GIVEN INSTRUCTION
Filter for the word "React" and keep each matching line.

GIVEN DATA
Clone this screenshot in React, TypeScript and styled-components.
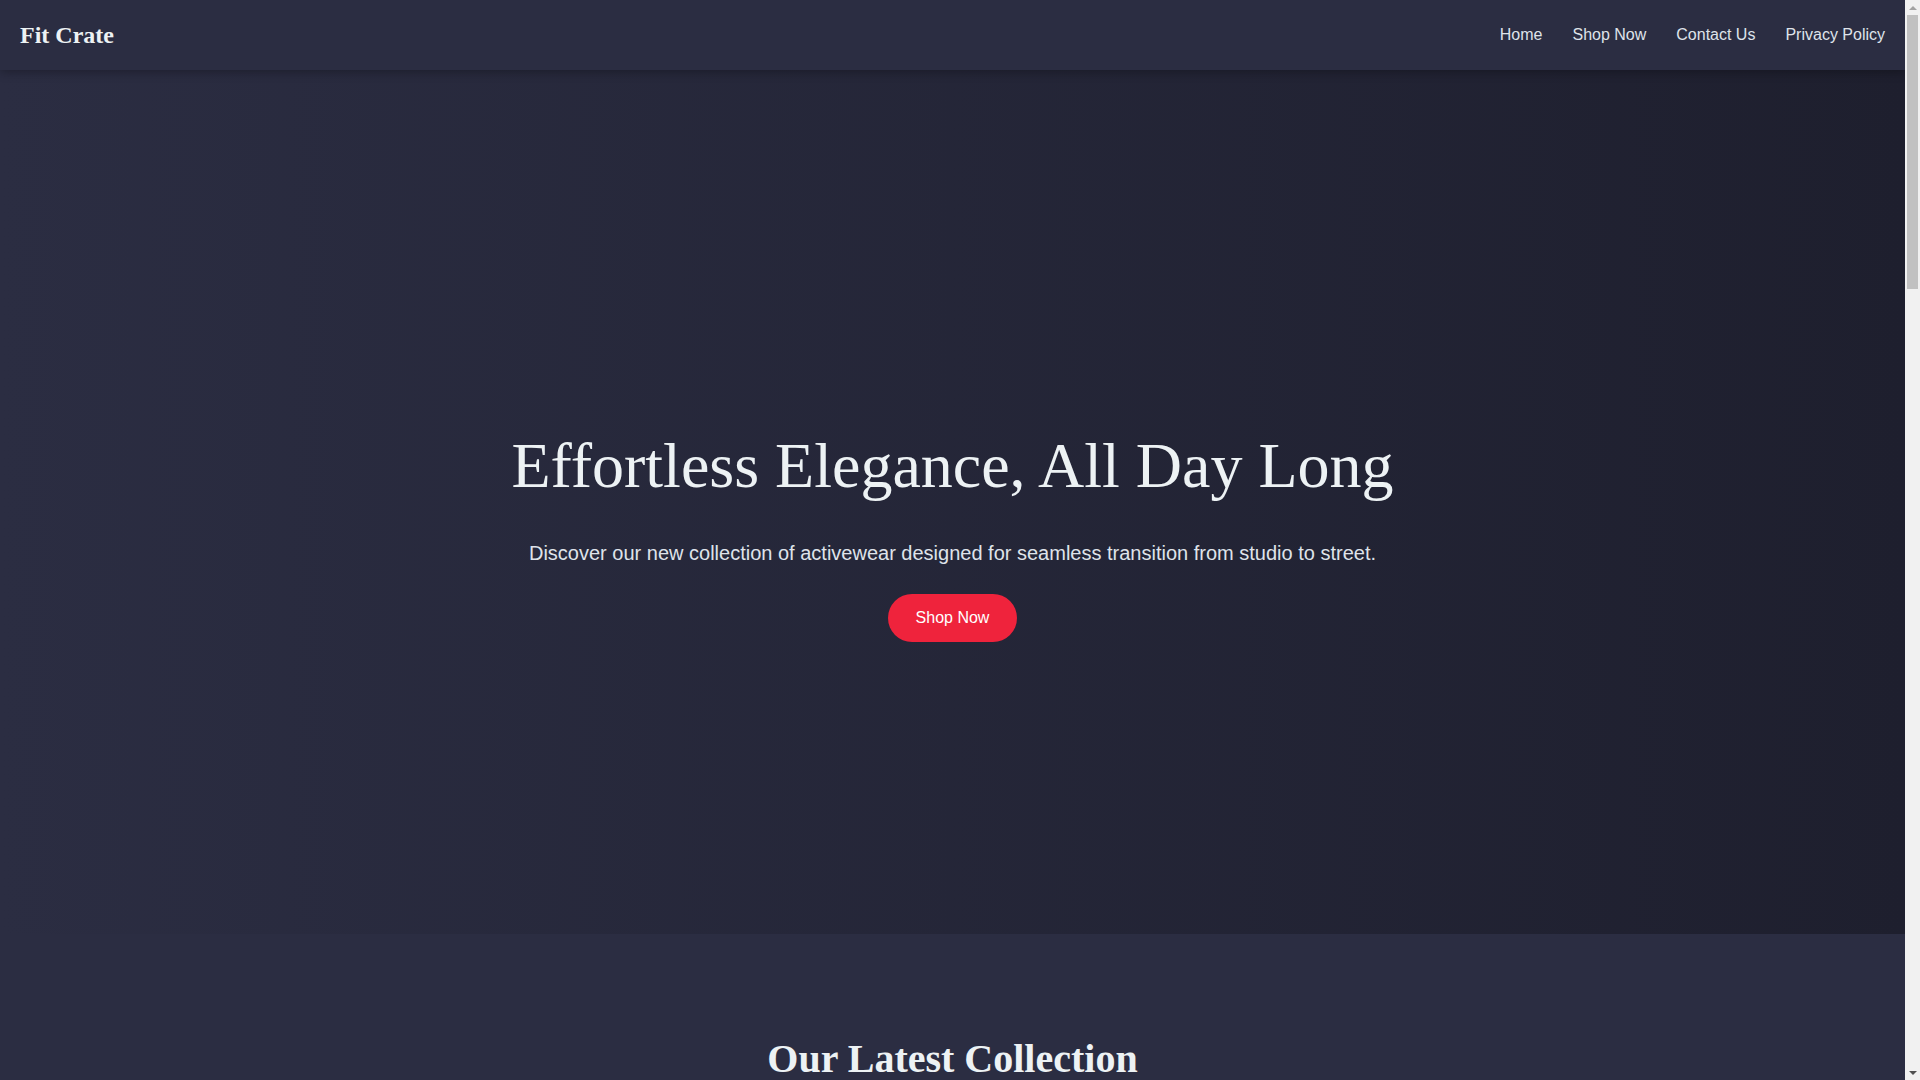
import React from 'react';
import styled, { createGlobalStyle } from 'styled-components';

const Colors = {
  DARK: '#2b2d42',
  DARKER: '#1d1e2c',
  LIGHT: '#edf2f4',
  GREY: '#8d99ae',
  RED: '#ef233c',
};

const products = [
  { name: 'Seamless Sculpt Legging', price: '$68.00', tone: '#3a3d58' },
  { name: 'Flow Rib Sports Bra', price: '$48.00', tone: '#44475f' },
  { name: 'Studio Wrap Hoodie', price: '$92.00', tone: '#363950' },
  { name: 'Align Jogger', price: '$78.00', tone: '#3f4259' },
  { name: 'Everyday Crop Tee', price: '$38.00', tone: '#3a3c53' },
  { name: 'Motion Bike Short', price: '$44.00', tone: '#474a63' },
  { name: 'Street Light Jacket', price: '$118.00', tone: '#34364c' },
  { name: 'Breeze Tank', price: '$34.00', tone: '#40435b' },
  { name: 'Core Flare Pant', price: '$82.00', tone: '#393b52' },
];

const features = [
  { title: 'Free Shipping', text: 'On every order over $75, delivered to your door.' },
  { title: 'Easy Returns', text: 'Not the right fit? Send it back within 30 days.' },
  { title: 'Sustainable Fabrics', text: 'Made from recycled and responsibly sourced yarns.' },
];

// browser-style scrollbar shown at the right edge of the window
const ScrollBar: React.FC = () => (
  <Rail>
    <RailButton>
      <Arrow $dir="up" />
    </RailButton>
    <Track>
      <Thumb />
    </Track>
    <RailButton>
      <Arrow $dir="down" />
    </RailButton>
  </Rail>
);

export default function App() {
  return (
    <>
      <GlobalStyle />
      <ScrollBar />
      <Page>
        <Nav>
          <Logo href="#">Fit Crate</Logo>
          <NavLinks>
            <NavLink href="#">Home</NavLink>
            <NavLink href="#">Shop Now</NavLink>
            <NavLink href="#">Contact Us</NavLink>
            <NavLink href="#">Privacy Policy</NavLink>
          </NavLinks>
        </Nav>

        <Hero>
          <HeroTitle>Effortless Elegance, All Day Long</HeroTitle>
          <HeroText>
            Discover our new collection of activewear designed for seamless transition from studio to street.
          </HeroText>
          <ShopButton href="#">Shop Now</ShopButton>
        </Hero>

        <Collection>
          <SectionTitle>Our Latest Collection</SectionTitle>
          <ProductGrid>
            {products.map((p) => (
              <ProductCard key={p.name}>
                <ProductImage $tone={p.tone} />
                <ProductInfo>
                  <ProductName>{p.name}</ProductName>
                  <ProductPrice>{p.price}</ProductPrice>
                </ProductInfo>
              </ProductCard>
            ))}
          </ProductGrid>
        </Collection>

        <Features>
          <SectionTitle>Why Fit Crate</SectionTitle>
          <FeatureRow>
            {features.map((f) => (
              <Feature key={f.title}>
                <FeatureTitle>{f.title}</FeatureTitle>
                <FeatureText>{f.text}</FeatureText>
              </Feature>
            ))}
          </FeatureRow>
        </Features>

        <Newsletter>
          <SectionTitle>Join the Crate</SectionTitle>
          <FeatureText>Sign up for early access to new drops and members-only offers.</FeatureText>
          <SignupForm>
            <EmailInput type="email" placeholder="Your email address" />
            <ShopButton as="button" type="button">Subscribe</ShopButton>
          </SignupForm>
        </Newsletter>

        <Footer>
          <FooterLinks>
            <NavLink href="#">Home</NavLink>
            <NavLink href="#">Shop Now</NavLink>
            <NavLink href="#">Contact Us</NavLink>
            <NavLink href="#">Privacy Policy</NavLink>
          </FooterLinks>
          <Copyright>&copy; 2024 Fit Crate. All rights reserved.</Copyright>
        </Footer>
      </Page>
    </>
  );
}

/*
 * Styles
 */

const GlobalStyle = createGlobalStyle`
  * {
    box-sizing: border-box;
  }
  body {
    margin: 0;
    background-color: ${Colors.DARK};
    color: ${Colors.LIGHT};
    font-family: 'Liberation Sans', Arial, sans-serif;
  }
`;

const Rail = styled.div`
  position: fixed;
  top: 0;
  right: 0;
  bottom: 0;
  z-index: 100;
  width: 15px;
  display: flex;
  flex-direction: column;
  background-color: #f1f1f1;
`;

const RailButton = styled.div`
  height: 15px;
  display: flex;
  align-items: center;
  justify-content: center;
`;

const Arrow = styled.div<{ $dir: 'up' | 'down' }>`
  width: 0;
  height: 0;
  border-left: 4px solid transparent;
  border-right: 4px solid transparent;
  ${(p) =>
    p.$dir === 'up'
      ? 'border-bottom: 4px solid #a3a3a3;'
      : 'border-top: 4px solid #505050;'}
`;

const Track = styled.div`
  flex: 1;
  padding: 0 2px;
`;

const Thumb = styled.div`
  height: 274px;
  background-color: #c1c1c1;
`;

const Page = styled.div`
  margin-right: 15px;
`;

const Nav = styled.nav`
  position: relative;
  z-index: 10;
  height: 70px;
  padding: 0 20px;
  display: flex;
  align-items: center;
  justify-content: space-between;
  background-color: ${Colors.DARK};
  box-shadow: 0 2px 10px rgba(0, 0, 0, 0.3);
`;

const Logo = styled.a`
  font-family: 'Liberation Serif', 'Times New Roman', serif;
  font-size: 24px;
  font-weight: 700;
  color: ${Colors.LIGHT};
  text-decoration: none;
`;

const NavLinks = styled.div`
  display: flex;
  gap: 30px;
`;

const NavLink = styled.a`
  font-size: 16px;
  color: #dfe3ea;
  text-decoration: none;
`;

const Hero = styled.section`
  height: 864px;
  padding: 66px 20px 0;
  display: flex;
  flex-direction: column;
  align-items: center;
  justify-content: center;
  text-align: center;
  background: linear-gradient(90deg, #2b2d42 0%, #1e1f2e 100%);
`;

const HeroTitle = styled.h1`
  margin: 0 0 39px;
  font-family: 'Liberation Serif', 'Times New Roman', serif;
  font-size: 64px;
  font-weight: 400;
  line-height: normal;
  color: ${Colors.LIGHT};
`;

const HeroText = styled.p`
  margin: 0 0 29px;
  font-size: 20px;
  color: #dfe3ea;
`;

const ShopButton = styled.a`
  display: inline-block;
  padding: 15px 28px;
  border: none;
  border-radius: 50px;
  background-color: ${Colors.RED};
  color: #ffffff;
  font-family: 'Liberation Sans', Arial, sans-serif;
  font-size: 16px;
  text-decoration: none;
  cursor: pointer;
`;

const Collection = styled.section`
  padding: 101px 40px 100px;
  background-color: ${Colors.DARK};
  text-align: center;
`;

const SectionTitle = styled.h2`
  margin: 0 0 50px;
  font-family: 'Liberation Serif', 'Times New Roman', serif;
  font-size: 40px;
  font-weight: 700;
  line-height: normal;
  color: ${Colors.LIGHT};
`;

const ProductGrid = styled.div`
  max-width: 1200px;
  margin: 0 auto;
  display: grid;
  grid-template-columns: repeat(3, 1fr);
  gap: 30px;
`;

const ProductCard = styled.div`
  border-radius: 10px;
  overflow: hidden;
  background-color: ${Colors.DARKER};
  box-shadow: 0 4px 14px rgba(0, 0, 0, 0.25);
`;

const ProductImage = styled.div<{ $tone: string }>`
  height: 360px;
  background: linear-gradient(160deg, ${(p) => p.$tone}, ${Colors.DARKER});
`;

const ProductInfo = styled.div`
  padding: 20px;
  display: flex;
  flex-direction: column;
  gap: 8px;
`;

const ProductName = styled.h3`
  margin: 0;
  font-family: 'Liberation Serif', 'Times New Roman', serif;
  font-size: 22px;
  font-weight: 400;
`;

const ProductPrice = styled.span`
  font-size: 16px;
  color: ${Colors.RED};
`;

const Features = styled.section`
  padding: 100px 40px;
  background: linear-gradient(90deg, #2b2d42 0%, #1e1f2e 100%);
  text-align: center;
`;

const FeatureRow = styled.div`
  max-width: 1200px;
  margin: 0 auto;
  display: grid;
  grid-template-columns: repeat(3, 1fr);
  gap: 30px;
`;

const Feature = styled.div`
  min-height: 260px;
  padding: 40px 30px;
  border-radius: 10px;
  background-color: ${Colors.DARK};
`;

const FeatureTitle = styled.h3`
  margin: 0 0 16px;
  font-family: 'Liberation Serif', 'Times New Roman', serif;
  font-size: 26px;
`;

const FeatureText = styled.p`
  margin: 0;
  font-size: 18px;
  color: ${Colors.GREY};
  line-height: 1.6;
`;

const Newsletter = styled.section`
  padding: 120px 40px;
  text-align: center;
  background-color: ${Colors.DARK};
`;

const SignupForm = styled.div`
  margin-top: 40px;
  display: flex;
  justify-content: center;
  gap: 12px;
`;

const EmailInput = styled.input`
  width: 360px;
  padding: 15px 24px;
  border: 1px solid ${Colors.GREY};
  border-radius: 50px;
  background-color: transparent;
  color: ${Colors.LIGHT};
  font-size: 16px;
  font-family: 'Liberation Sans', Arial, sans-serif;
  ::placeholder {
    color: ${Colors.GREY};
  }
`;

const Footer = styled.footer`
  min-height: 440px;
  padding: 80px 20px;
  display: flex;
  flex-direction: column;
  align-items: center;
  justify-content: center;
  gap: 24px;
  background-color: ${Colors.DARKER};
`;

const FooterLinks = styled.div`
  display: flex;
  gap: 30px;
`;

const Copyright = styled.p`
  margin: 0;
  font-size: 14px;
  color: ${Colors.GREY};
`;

WRITTEN RESPONSE
Clone this screenshot in React, TypeScript and styled-components.
import React from 'react';
const ScrollBar: React.FC = () => (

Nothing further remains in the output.